If only God's people could see this in relation to prayer! When we pray we are investing in our future; we are laying up blessings for the days to come. No, we may not see much happen tomorrow, but if we continue to pray and believe, the blessings and heaven's response are sure to come. In Proverbs we read, "There are four things which are little on the earth, but they are exceedingly wise: The ants are a people not strong, yet they prepare their food in the summer…" (Proverbs 30:24,25). Ants aren't very impressive to look at or strong of body, but they are smart enough to plan for their future. During the warm summer days they are working like crazy laying up food and nourishment for the cold winter days when food is hard to come by. And when winter does arrive, they do not fear. They are well supplied; their many days of hard labor are going to pay off handsomely. They can kick back, sleep in, and enjoy the fruits of their summer labors.

 When we view prayer petitions as requests for blessings that must be granted in the next few days, we miss so much! Like the ants that gather their winter food in the summer, we gather our future blessings through prayer, knowing that they will surely be manifested in our lives. Our prayers and our faith are building a secure future for us. Knowing this we go on praying and praying, laying up blessings for many days to come. Jesus tells us: "Ask, and it will be given to you; seek, and you will find; knock, and it will be opened to you. For everyone who asks receives, and he who seeks finds, and to him who knocks it will be opened" (Matthew 7:7,8). When we pray daily for our children, our finances, our ministry, our health, our relationships, our church, and all the other needs that we have, we are literally changing our destiny for the better. But we must continue! Paul writes to the church at Colossae: "Continue earnestly in prayer, being vigilant in it with thanksgiving" (Colossians 4:2). To the Ephesians he writes: "…praying always with all prayer and supplication in the Spirit, being watchful to this end with all perseverance and supplication for all the saints" (Ephesians 6:18). We must stay at it! 

Of course prayer involves a lot more than merely asking God for blessings. It should incorporate praise, thanksgiving, intercession, confession, and simply sharing our hearts with our Heavenly Father. But we must not suppose that it is carnal or unspiritual to ask things of God. In point of fact we are commanded to ask and to expect to receive. 

Jesus, the Prayer Instructor 

It is Jesus who says the most about prayer and receiving. He tells His disciples: "Until now you have asked nothing in My name. Ask, and you will receive, that your joy may be full" (John 16:24). Elsewhere He says, "And whatever things you ask in prayer, believing, you will receive" (Matthew 21:22). Perhaps He was so insistent because He is the One who made answered prayer a reality. He gave two primary pre-requisites for answered prayer. First we must ask in His name, and secondly we must ask with faith. We ask in His name because God answers the prayers of righteous men and women. The Bible tells us, "The LORD is far from the wicked, but He hears the prayer of the righteous" (Proverbs 15:29). This should exclude every one of us, except that, amazingly, when we are born again through faith in Jesus, we receive the gift of righteousness; we are clothed with the very righteousness of Jesus Christ. The Bible says, "For He made Him who knew no sin to be sin for us, that we might become the righteousness of God in Him" (2 Corinthians 5:21). In Romans we are told, "For if by the one man's offense death reigned through the one, much more those who receive abundance of grace and of the gift of righteousness will reign in life through the One, Jesus Christ" (Romans 5:17). 

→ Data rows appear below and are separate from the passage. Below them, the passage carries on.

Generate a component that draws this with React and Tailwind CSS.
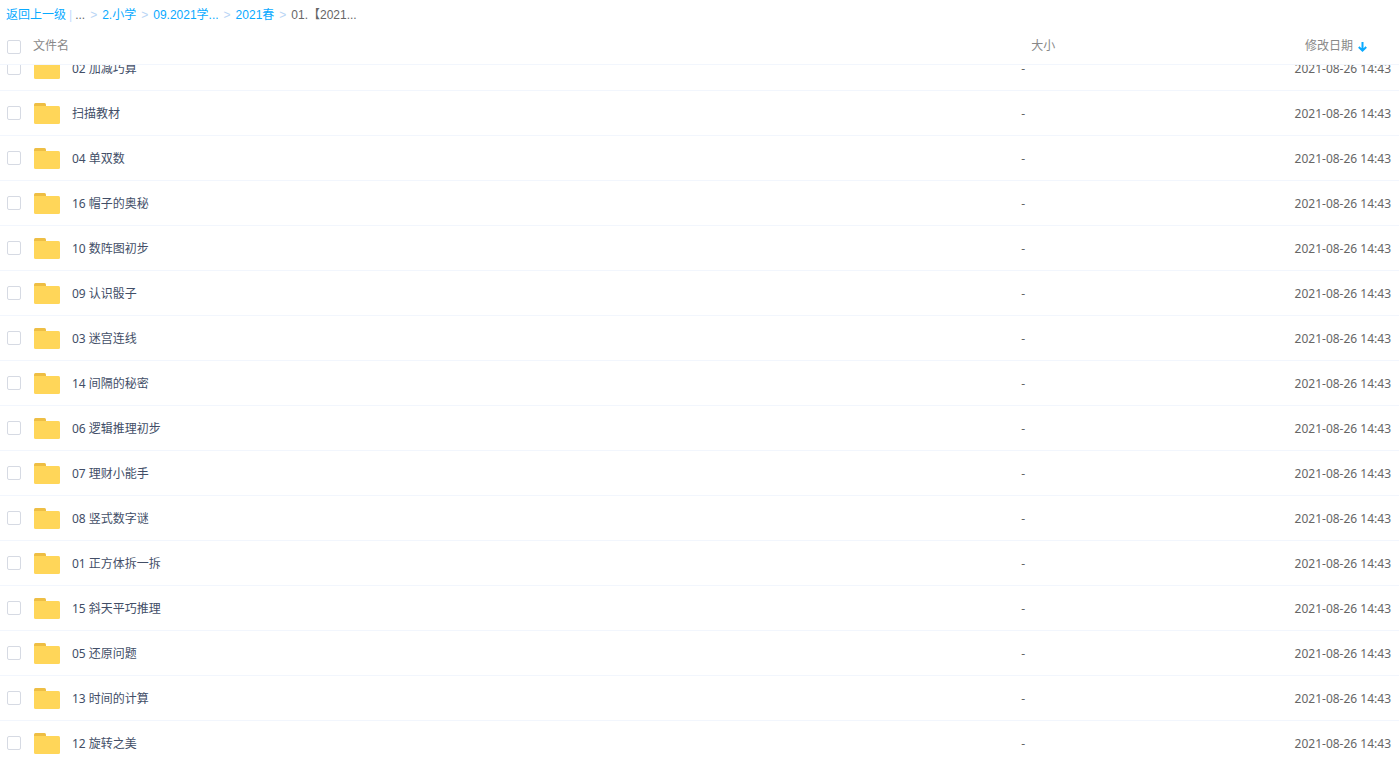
import { useLayoutEffect, useRef } from 'react';

const MODIFIED = '2021-08-26 14:43';

const FOLDERS = [
  '02 加减巧算',
  '扫描教材',
  '04 单双数',
  '16 帽子的奥秘',
  '10 数阵图初步',
  '09 认识骰子',
  '03 迷宫连线',
  '14 间隔的秘密',
  '06 逻辑推理初步',
  '07 理财小能手',
  '08 竖式数字谜',
  '01 正方体拆一拆',
  '15 斜天平巧推理',
  '05 还原问题',
  '13 时间的计算',
  '12 旋转之美',
];

const TRAIL = ['2.小学', '09.2021学...', '2021春'];

function FolderIcon() {
  return (
    <svg width="26" height="21" viewBox="0 0 26 21" className="shrink-0" aria-hidden="true">
      <path d="M1.5 0H10.5Q12 0 12 1.5V6H0V1.5Q0 0 1.5 0Z" fill="#eebe44" />
      <path d="M0 3H24.5Q26 3 26 4.5V19.5Q26 21 24.5 21H1.5Q0 21 0 19.5Z" fill="#ffd659" />
    </svg>
  );
}

function SortArrow() {
  return (
    <svg width="9" height="10" viewBox="0 0 9 10" fill="none" stroke="#09aaff" strokeWidth="2" aria-hidden="true">
      <path d="M4.5 0V8.5M0.8 5L4.5 8.6L8.2 5" />
    </svg>
  );
}

function Tick({ label }) {
  return (
    <input
      type="checkbox"
      aria-label={label}
      className="size-3.5 shrink-0 appearance-none rounded-xs border border-[#d6dae3] bg-white checked:bg-[#09aaff]"
    />
  );
}

function Separator() {
  return <span className="text-[#b9d5f5]">&gt;</span>;
}

function Breadcrumb() {
  return (
    <nav className="flex h-[30px] shrink-0 items-center gap-[5px] px-1.5 font-['Liberation_Sans','Noto_Sans_CJK_SC',sans-serif] text-[#666]">
      <span className="flex gap-[3px]">
        <a href="#up" className="text-[#09aaff]">返回上一级</a>
        <span className="text-[#c4dbfe]">|</span>
        <span>...</span>
      </span>
      {TRAIL.map((name) => (
        <span key={name} className="flex gap-[5px]">
          <Separator />
          <a href={`#${name}`} className="text-[#09aaff]">{name}</a>
        </span>
      ))}
      <span className="flex gap-[5px]">
        <Separator />
        <span>01.【2021...</span>
      </span>
    </nav>
  );
}

export default function App() {
  const scroller = useRef(null);

  useLayoutEffect(() => {
    scroller.current.scrollTop = 19;
  }, []);

  return (
    <div className="flex h-screen flex-col bg-white font-['Noto_Sans','Noto_Sans_CJK_SC',sans-serif] text-[12px] leading-4">
      <Breadcrumb />
      <div ref={scroller} className="min-h-0 flex-1 overflow-y-auto [scrollbar-width:none]">
        <table className="w-full table-fixed border-separate border-spacing-0 text-left">
          <thead className="sticky top-0 bg-white text-[#888]">
            <tr className="h-[35px]">
              <th scope="col" className="w-[73%] border-b border-[#f2f6fd] p-0 pl-[7px] font-normal">
                <span className="flex items-center gap-3">
                  <Tick label="全选" />
                  <span className="pb-0.5">文件名</span>
                </span>
              </th>
              <th scope="col" className="w-[13%] border-b border-[#f2f6fd] p-0 pb-0.5 pl-2.5 font-normal">大小</th>
              <th scope="col" className="border-b border-[#f2f6fd] p-0 pr-8 font-normal">
                <button type="button" className="ml-auto flex items-center gap-[5px]">
                  <span className="pb-0.5">修改日期</span>
                  <SortArrow />
                </button>
              </th>
            </tr>
          </thead>
          <tbody>
            {FOLDERS.map((name) => (
              <tr key={name} className="h-[45px]">
                <td className="border-b border-[#f2f6fd] p-0 pl-[7px] text-[#424e67]">
                  <span className="flex items-center">
                    <Tick label={name} />
                    <span className="ml-[13px] flex items-center gap-3">
                      <FolderIcon />
                      <a href={`#${name}`} className="pt-0.5">{name}</a>
                    </span>
                  </span>
                </td>
                <td className="border-b border-[#f2f6fd] p-0 pt-0.5 text-[#666]">-</td>
                <td className="border-b border-[#f2f6fd] p-0 pt-0.5 pr-2 text-right text-[#666]">{MODIFIED}</td>
              </tr>
            ))}
          </tbody>
        </table>
      </div>
    </div>
  );
}
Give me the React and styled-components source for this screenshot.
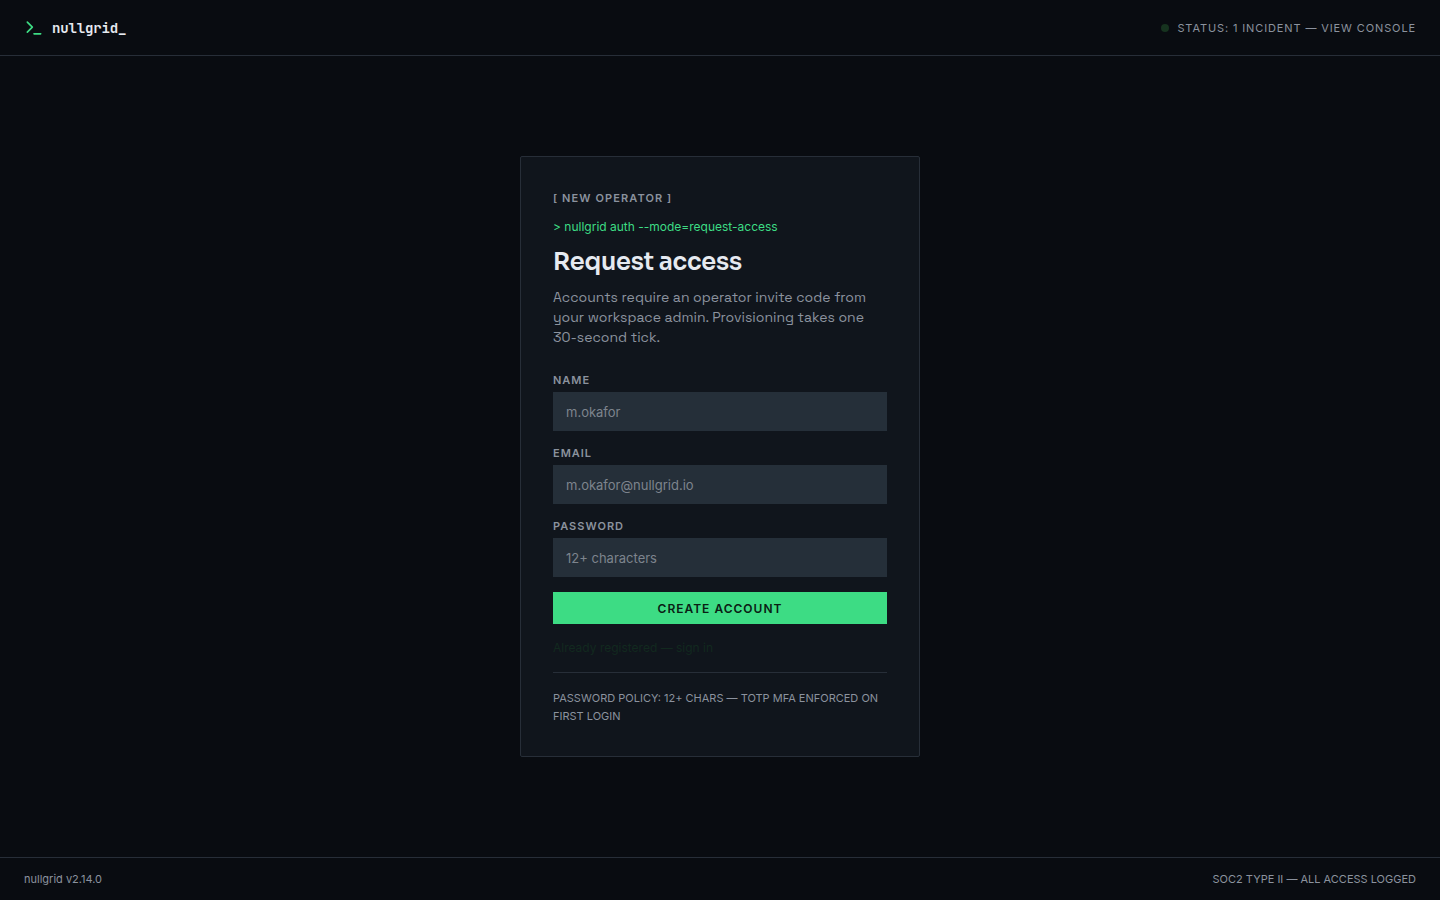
import React, { useState } from 'react'
import styled, { createGlobalStyle } from 'styled-components'
import { Terminal } from 'lucide-react'

const GlobalStyle = createGlobalStyle`
  *, *::before, *::after {
    box-sizing: border-box;
  }

  body {
    margin: 0;
    background: #090c11;
    color: #8b929e;
    font-family: Inter, 'Liberation Sans', sans-serif;
    font-size: 11px;
    line-height: 18px;
  }
`

const Page = styled.div`
  display: flex;
  flex-direction: column;
  min-height: 100vh;
`

const Header = styled.header`
  display: flex;
  align-items: center;
  justify-content: space-between;
  height: 56px;
  padding: 0 24px;
  border-bottom: 1px solid #272e38;
`

const Brand = styled.a`
  display: flex;
  align-items: center;
  gap: 8px;
  color: #e6eaf0;
  font-family: 'JetBrains Mono', 'Liberation Mono', monospace;
  font-size: 14px;
  font-weight: 700;
  letter-spacing: -0.01em;
  text-decoration: none;
`

const StatusLink = styled.a`
  display: flex;
  align-items: center;
  gap: 8px;
  color: #8b929e;
  letter-spacing: 0.08em;
  text-decoration: none;
  text-transform: uppercase;
`

const StatusDot = styled.span`
  width: 8px;
  height: 8px;
  border-radius: 50%;
  background: #16331f;
`

const Main = styled.main`
  display: flex;
  flex: 1;
  align-items: center;
  justify-content: center;
  padding: 24px;
`

const Card = styled.section`
  width: 100%;
  max-width: 400px;
  padding: 32px 32px 31px;
  border: 1px solid #272e38;
  border-radius: 2px;
  background: #10151c;
`

const Eyebrow = styled.p`
  margin: 0 0 10px;
  font-weight: 600;
  letter-spacing: 0.1em;
  text-transform: uppercase;
`

const Command = styled.p`
  margin: 0 0 8px;
  color: #3ddc84;
  font-size: 12px;
  line-height: 20px;
`

const Title = styled.h1`
  margin: 0 0 8px;
  color: #e6eaf0;
  font-family: Sora, Inter, sans-serif;
  font-size: 24px;
  font-weight: 600;
  letter-spacing: -0.01em;
  line-height: 34px;
`

const Intro = styled.p`
  margin: 0 0 24px;
  font-family: 'Space Grotesk', Inter, sans-serif;
  font-size: 14px;
  line-height: 20px;
`

const Form = styled.form`
  display: flex;
  flex-direction: column;
  gap: 13px;
`

const Field = styled.div`
  display: flex;
  flex-direction: column;
  gap: 3px;
`

const Label = styled.label`
  font-weight: 600;
  letter-spacing: 1px;
  text-transform: uppercase;
`

const Input = styled.input`
  width: 100%;
  height: 39px;
  padding: 0 13px;
  border: 0;
  border-radius: 0;
  background: #252f39;
  color: #e6eaf0;
  font-family: inherit;
  font-size: 13px;

  &::placeholder {
    color: #7d848d;
    opacity: 1;
  }

  &:focus {
    outline: 1px solid #3ddc84;
  }
`

const Button = styled.button`
  height: 32px;
  margin-top: 2px;
  border: 0;
  background: #3ddc84;
  color: #0a2014;
  font-family: inherit;
  font-size: 12px;
  font-weight: 600;
  letter-spacing: 1px;
  text-transform: uppercase;
  cursor: pointer;
`

const SignIn = styled.a`
  display: block;
  margin: 14px 0;
  color: #12291f;
  font-size: 12px;
  line-height: 20px;
  text-decoration: none;
`

const Policy = styled.p`
  margin: 0;
  padding-top: 16px;
  border-top: 1px solid #272e38;
  text-transform: uppercase;
`

const Footer = styled.footer`
  display: flex;
  justify-content: space-between;
  padding: 12px 24px;
  border-top: 1px solid #272e38;
`

const fields = [
  { name: 'name', label: 'Name', type: 'text', placeholder: 'm.okafor' },
  { name: 'email', label: 'Email', type: 'email', placeholder: 'm.okafor@nullgrid.io' },
  { name: 'password', label: 'Password', type: 'password', placeholder: '12+ characters' },
]

function App() {
  const [values, setValues] = useState({ name: '', email: '', password: '' })

  const handleChange = event => {
    const { name, value } = event.target
    setValues(prev => ({ ...prev, [name]: value }))
  }

  const handleSubmit = event => {
    event.preventDefault()
  }

  return (
    <Page>
      <GlobalStyle />
      <Header>
        <Brand href="#">
          <Terminal size={20} color="#3ddc84" aria-hidden="true" />
          nullgrid_
        </Brand>
        <StatusLink href="#console">
          <StatusDot />
          Status: 1 incident — view console
        </StatusLink>
      </Header>
      <Main>
        <Card>
          <Eyebrow>[ New operator ]</Eyebrow>
          <Command>&gt; nullgrid auth --mode=request-access</Command>
          <Title>Request access</Title>
          <Intro>
            Accounts require an operator invite code from your workspace admin. Provisioning takes one 30-second tick.
          </Intro>
          <Form onSubmit={handleSubmit}>
            {fields.map(field => (
              <Field key={field.name}>
                <Label htmlFor={field.name}>{field.label}</Label>
                <Input
                  id={field.name}
                  name={field.name}
                  type={field.type}
                  placeholder={field.placeholder}
                  value={values[field.name]}
                  onChange={handleChange}
                />
              </Field>
            ))}
            <Button type="submit">Create account</Button>
          </Form>
          <SignIn href="#sign-in">Already registered — sign in</SignIn>
          <Policy>Password policy: 12+ chars — TOTP MFA enforced on first login</Policy>
        </Card>
      </Main>
      <Footer>
        <span>nullgrid v2.14.0</span>
        <span>SOC2 TYPE II — ALL ACCESS LOGGED</span>
      </Footer>
    </Page>
  )
}

export default App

When we approach God, clothed in the righteousness of Jesus Christ through the power of His cross and resurrection, we get God's attention and receive His affirmative reply. Whether the manifestation of that answer takes ten seconds or ten years, we must wait and pray and praise and acknowledge the promises of God until we see the answer. We must join that select company of those who "always pray and do not lose heart."